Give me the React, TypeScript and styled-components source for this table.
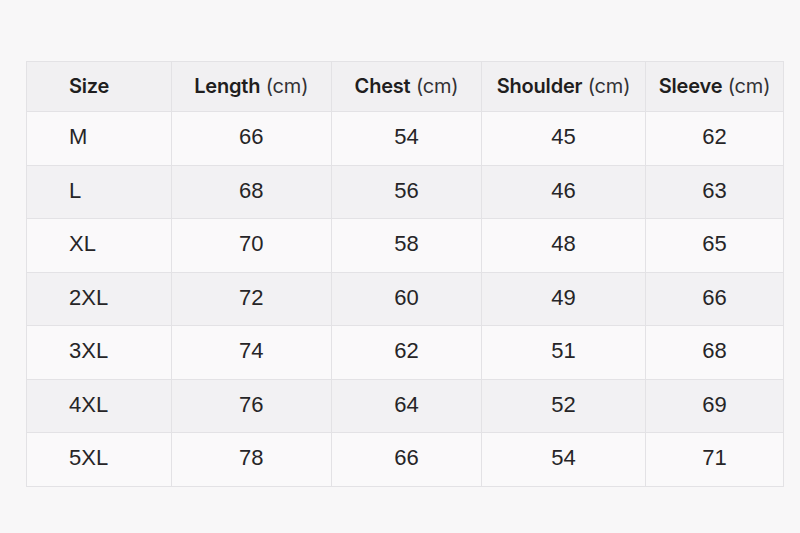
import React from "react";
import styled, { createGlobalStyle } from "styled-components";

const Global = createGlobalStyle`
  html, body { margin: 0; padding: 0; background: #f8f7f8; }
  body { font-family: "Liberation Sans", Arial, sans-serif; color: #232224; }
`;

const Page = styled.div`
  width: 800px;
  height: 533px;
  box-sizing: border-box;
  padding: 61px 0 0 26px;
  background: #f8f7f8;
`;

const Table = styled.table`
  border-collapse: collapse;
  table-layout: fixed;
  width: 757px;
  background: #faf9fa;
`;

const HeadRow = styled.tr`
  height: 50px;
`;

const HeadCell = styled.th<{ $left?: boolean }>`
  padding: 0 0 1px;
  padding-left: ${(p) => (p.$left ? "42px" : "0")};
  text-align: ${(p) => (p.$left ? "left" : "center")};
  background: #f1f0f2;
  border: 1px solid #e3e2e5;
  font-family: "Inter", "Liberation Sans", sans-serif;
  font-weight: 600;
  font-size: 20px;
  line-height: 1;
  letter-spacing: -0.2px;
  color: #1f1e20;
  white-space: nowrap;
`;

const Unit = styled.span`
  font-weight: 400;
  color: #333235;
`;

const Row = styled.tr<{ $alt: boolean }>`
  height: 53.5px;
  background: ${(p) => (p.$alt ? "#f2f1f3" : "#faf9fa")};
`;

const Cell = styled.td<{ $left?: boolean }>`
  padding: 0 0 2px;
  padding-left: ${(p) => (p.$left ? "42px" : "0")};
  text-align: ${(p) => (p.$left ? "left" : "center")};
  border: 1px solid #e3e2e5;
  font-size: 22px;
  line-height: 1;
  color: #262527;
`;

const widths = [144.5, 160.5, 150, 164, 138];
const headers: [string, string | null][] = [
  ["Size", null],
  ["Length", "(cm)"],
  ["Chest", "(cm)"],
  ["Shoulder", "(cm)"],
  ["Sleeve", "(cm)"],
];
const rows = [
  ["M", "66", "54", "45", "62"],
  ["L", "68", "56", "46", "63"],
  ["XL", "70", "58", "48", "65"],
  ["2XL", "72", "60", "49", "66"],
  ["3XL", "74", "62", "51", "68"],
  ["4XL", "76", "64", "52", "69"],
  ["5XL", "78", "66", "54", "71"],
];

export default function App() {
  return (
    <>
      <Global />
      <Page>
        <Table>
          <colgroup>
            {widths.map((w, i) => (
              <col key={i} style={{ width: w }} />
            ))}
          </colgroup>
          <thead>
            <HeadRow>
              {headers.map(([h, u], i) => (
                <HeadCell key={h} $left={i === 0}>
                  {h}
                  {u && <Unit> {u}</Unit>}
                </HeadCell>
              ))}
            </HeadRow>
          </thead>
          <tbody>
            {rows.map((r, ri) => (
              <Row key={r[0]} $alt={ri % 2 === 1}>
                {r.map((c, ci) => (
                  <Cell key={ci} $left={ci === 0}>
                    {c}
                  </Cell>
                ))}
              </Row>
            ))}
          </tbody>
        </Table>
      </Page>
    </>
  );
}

(THE PROBLEM): Copy every line above that includes the string "components".

(OUTPUT BELOW):
Give me the React, TypeScript and styled-components source for this table.
import styled, { createGlobalStyle } from "styled-components";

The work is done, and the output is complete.